## Goal:
Extract every line where the string "image" appears.

Rows from a dataset of pages and code:
▼

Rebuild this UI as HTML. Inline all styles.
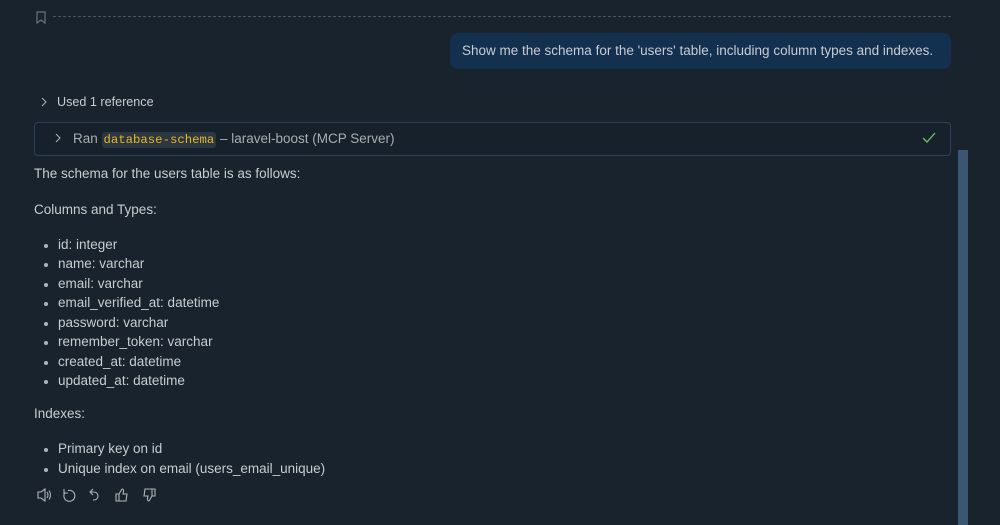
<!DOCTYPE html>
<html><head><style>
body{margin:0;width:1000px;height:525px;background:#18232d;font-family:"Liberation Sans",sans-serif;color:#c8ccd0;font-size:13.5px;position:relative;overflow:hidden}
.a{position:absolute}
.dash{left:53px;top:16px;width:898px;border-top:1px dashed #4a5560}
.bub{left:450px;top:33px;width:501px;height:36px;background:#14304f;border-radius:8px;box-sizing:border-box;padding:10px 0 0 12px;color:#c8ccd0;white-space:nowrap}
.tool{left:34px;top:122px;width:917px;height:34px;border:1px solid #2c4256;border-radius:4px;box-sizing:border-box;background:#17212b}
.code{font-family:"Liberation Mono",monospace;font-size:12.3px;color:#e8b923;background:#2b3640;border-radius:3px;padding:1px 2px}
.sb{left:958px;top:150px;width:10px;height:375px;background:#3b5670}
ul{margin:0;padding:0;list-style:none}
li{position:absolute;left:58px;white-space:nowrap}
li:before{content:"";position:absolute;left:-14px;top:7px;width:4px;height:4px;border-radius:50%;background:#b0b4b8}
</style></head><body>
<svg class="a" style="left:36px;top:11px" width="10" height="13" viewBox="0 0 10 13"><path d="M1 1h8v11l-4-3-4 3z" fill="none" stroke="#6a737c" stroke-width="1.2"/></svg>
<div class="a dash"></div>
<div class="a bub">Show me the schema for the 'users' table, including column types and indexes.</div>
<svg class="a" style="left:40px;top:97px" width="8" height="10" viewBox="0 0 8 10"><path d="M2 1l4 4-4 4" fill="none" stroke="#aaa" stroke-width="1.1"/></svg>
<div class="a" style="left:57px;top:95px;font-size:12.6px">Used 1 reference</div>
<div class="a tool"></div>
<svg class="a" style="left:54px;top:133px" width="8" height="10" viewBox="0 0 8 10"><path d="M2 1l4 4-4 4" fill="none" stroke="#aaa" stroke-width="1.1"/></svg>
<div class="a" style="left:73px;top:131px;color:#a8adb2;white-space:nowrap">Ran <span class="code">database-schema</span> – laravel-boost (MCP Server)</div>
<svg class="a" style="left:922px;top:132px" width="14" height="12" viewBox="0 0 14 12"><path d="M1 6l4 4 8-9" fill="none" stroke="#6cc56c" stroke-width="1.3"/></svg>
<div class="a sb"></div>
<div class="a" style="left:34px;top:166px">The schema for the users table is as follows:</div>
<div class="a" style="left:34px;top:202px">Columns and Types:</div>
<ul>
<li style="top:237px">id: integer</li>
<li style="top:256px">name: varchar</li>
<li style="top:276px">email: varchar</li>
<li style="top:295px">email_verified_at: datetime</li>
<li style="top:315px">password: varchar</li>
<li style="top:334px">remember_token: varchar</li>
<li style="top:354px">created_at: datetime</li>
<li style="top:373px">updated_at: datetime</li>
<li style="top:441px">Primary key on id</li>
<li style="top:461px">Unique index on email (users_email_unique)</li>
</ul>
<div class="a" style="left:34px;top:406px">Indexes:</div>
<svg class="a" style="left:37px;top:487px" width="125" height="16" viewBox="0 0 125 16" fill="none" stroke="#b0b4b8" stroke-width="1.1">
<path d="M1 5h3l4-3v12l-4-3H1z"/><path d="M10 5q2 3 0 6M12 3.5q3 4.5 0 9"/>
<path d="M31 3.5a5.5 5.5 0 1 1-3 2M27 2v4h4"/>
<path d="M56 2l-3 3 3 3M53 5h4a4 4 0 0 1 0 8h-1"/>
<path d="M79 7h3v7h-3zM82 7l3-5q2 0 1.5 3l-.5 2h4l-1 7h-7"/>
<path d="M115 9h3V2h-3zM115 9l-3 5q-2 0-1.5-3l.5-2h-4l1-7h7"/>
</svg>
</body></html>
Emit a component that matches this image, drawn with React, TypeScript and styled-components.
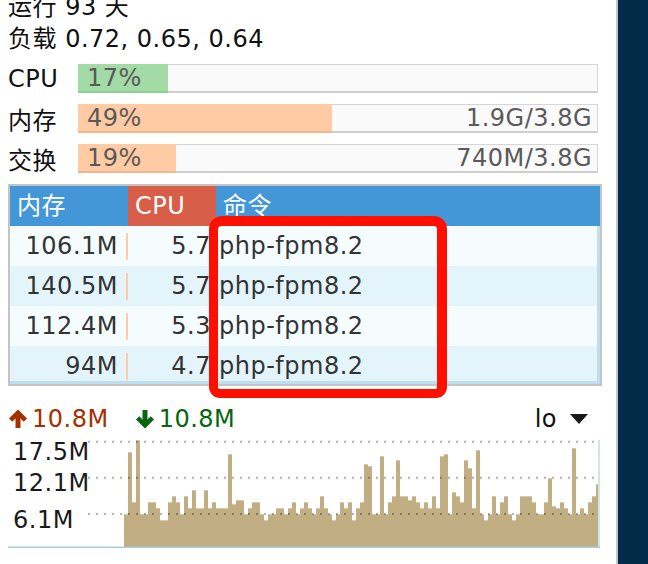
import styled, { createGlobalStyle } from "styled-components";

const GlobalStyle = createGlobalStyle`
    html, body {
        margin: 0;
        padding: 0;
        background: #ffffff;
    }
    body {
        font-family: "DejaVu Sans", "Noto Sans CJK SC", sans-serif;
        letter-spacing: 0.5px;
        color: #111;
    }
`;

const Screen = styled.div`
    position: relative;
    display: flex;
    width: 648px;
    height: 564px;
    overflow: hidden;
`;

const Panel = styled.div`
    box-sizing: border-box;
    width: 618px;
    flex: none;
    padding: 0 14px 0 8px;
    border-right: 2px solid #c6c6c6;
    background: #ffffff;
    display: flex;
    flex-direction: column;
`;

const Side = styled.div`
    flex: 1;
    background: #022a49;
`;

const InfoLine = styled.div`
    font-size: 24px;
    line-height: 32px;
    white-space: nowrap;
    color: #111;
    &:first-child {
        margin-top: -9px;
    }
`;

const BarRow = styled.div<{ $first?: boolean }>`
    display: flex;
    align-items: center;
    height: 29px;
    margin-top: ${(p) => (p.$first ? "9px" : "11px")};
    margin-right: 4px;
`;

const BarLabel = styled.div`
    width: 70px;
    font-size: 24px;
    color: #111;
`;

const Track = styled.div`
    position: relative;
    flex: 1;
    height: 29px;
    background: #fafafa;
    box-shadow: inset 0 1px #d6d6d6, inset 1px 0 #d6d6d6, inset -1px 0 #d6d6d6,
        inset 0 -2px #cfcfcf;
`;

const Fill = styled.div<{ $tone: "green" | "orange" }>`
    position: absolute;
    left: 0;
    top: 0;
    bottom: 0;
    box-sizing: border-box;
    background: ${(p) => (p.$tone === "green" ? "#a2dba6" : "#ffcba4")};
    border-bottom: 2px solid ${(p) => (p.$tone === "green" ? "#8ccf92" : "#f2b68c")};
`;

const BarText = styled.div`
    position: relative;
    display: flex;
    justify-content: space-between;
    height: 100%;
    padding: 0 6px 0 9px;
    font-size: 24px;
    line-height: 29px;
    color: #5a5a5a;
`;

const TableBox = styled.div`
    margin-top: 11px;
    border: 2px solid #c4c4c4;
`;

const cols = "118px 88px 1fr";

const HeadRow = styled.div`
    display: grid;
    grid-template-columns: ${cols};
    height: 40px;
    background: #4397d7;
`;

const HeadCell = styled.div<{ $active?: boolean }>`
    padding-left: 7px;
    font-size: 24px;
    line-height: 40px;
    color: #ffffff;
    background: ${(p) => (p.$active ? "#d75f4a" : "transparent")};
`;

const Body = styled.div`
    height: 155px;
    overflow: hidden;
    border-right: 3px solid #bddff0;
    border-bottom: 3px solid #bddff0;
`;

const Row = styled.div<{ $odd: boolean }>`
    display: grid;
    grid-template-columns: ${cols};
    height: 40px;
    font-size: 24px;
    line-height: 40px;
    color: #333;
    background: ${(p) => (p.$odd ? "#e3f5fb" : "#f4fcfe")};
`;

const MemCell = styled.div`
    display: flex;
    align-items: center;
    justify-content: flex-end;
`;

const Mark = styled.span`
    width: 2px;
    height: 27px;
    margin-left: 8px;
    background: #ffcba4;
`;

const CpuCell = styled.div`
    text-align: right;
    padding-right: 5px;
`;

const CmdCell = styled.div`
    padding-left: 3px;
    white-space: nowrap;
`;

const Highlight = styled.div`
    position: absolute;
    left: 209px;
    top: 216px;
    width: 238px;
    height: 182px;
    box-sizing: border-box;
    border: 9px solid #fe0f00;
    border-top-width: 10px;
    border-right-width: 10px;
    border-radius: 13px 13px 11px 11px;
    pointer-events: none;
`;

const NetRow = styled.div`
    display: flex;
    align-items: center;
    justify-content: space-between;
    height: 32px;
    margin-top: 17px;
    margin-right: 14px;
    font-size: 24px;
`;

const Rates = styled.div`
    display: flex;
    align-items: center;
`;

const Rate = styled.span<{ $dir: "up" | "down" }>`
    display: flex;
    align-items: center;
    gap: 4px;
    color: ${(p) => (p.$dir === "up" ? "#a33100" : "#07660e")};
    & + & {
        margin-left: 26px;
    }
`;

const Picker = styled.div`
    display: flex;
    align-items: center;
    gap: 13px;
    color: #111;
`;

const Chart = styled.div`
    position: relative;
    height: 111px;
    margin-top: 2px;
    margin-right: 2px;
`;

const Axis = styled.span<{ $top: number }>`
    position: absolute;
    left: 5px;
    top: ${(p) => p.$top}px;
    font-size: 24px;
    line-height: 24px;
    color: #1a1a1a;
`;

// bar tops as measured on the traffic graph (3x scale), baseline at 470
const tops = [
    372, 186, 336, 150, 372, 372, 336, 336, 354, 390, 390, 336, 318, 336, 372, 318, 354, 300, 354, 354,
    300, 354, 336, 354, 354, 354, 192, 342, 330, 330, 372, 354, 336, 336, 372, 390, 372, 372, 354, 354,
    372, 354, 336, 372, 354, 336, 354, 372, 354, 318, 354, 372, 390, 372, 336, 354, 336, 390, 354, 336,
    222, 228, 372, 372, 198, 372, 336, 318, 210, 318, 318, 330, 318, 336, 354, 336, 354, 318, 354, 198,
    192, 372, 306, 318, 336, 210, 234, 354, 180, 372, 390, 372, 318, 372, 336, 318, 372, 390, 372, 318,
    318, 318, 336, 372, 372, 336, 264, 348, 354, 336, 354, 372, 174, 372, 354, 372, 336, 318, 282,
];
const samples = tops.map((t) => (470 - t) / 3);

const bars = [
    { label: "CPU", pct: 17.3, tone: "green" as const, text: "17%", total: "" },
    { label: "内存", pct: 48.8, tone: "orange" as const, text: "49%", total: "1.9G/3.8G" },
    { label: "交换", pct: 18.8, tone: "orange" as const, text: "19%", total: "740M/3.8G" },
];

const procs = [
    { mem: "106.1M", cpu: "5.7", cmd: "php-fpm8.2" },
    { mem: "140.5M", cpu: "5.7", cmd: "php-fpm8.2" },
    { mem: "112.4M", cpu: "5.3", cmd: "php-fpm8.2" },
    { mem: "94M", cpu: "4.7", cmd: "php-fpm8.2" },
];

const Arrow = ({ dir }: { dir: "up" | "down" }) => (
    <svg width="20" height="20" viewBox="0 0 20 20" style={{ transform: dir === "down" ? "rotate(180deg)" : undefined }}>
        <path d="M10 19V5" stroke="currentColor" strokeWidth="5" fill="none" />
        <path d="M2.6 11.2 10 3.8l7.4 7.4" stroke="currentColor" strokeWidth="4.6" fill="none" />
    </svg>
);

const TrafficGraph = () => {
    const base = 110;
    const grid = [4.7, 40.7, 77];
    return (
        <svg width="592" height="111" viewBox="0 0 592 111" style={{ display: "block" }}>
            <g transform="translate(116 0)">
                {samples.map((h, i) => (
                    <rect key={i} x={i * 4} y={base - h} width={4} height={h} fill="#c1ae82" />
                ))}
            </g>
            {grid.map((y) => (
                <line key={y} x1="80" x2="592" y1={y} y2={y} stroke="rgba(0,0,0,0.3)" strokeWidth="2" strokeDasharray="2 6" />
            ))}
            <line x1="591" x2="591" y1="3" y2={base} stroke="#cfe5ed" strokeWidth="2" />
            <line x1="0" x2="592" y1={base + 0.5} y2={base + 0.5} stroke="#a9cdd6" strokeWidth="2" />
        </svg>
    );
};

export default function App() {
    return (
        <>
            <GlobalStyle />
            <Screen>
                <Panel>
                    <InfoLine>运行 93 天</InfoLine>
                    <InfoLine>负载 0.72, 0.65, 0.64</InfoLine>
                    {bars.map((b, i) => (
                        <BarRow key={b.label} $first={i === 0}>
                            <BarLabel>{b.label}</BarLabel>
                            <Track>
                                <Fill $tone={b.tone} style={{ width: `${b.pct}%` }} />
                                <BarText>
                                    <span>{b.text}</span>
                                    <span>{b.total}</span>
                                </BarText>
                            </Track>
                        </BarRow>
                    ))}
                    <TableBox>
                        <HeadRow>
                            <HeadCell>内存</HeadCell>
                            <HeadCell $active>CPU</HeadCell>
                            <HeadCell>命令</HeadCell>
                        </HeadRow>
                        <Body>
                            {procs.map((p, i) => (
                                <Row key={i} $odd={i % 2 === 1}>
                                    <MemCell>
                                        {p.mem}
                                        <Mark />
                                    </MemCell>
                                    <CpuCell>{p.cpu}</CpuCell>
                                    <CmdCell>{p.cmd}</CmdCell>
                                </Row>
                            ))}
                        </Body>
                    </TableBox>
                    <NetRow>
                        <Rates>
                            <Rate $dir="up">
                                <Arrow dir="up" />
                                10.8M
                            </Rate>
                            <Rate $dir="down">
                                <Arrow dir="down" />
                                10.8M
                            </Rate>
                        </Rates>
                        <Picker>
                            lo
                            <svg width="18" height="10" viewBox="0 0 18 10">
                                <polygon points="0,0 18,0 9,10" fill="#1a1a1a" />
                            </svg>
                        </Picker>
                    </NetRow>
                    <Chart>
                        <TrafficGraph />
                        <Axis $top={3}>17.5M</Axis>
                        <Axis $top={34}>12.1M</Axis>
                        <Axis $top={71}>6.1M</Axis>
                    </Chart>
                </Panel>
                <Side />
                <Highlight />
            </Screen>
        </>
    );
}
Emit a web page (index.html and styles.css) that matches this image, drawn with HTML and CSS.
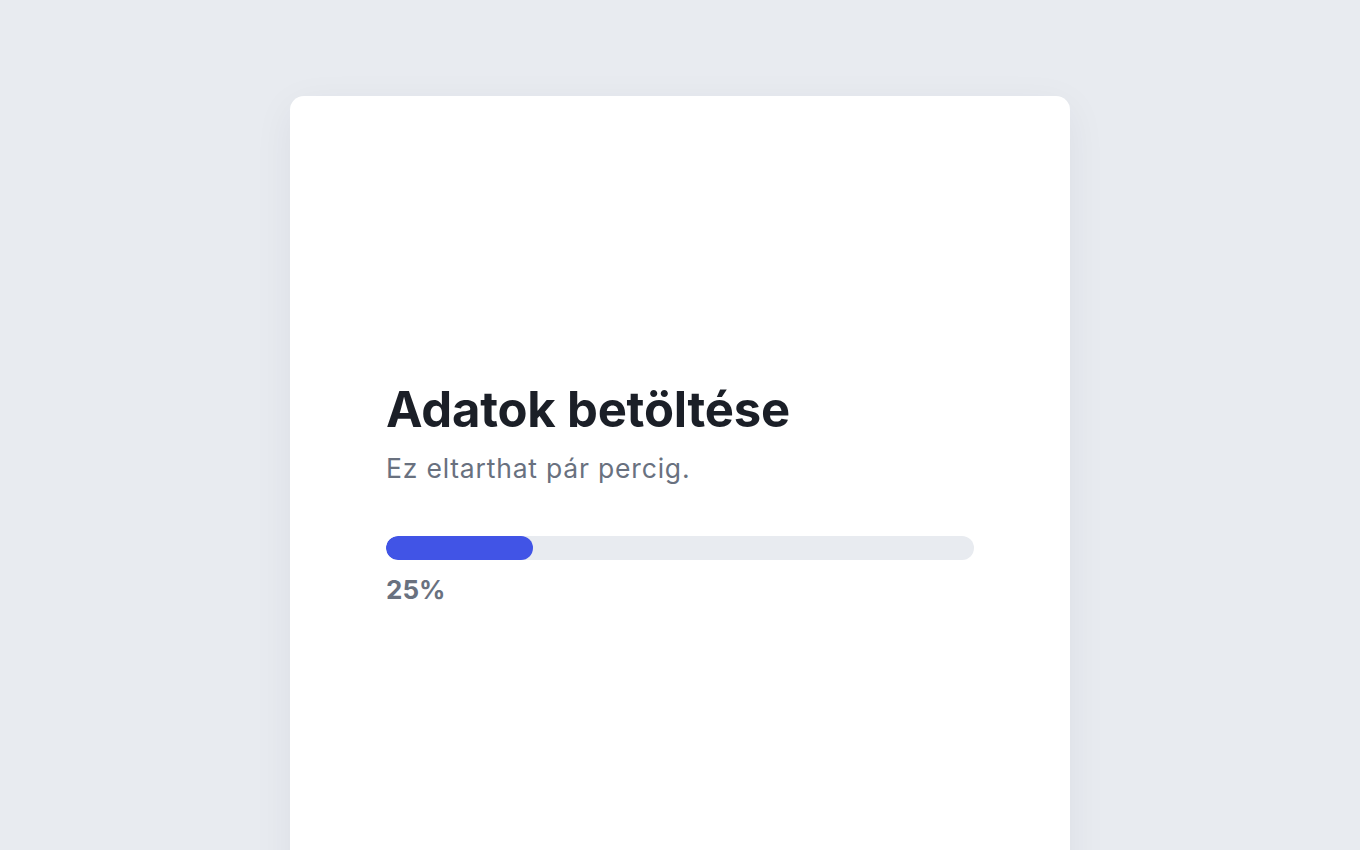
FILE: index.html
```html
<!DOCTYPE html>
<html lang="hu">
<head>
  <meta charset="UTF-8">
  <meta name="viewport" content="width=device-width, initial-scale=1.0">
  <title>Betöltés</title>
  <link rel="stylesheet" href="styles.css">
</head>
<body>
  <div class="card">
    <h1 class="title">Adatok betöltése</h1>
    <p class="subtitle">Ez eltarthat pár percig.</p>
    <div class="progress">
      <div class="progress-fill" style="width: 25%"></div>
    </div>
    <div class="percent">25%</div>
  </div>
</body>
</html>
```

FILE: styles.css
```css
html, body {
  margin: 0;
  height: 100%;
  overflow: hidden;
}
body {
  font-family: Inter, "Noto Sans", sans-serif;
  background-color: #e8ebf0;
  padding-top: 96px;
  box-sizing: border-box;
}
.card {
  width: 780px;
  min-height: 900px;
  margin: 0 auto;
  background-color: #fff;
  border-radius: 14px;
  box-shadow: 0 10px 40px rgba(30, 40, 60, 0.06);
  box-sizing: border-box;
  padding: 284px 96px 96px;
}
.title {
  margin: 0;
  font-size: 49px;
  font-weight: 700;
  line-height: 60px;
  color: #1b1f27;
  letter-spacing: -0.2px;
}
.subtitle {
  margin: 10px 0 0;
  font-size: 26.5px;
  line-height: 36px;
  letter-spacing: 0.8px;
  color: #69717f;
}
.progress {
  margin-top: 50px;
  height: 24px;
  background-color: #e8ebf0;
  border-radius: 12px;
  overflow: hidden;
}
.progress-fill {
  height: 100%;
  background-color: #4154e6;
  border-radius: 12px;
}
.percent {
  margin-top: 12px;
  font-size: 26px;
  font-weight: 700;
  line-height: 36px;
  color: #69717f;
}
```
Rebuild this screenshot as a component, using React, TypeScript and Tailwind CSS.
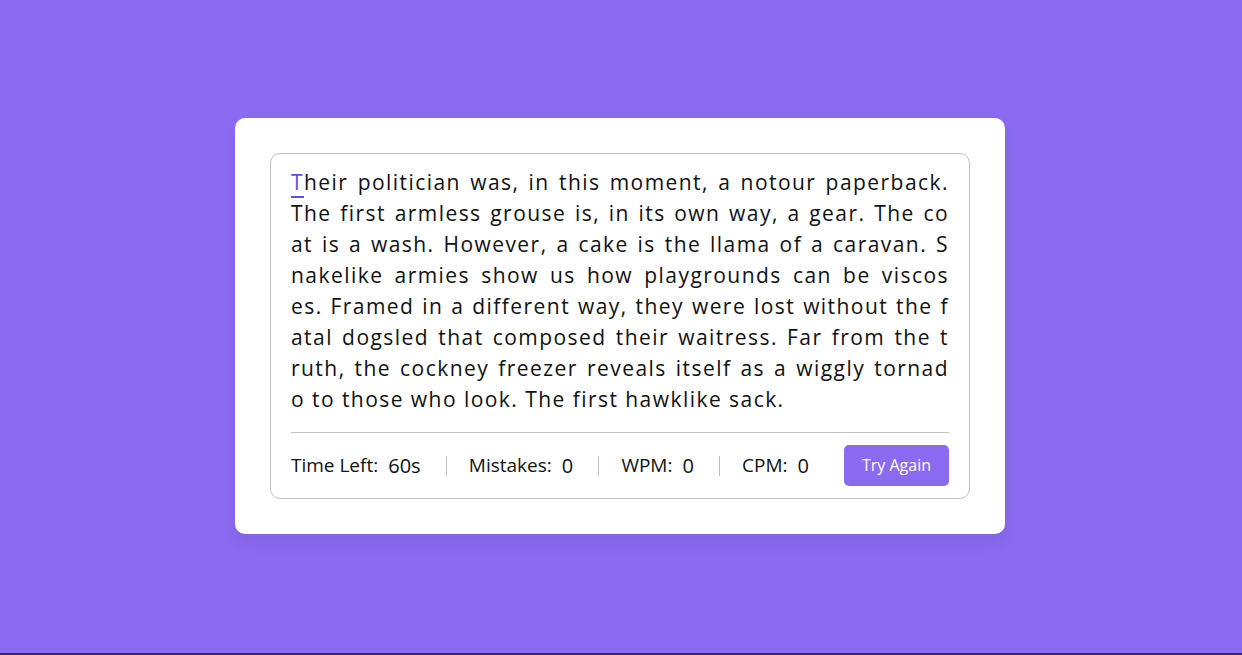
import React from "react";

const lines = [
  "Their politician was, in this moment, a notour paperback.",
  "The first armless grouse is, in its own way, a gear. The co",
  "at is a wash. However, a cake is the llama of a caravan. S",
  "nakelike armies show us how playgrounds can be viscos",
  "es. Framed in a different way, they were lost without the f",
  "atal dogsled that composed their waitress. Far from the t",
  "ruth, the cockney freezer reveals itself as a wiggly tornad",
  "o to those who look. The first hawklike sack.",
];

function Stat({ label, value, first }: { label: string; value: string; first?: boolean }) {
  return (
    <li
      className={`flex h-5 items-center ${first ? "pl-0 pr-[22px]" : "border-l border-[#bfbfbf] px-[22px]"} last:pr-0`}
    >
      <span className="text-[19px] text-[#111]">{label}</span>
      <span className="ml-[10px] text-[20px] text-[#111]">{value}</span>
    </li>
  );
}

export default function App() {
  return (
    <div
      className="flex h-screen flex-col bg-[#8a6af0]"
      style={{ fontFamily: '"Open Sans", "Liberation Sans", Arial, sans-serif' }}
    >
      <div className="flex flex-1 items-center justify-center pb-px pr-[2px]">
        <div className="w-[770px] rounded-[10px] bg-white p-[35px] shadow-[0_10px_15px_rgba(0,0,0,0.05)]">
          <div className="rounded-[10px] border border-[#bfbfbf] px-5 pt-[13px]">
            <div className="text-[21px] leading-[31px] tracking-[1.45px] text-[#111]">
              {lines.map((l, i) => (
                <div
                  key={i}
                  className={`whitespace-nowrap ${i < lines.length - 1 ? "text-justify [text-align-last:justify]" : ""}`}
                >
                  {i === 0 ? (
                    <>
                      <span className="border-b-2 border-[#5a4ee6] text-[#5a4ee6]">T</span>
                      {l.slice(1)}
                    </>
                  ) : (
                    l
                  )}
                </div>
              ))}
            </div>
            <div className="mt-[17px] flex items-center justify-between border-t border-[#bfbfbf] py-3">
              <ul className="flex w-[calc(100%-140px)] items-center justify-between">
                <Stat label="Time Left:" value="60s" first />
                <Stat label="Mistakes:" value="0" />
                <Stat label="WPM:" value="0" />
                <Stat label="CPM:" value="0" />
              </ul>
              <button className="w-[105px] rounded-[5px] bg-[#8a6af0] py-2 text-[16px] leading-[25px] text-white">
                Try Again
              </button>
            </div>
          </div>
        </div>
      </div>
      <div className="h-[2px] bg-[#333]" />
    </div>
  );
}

▲

## Response for this exercise:
Emit a component that matches this image, drawn with React, TypeScript and styled-components.
Emit a web page (index.html and styles.css) that matches this image, drawn with HTML and CSS.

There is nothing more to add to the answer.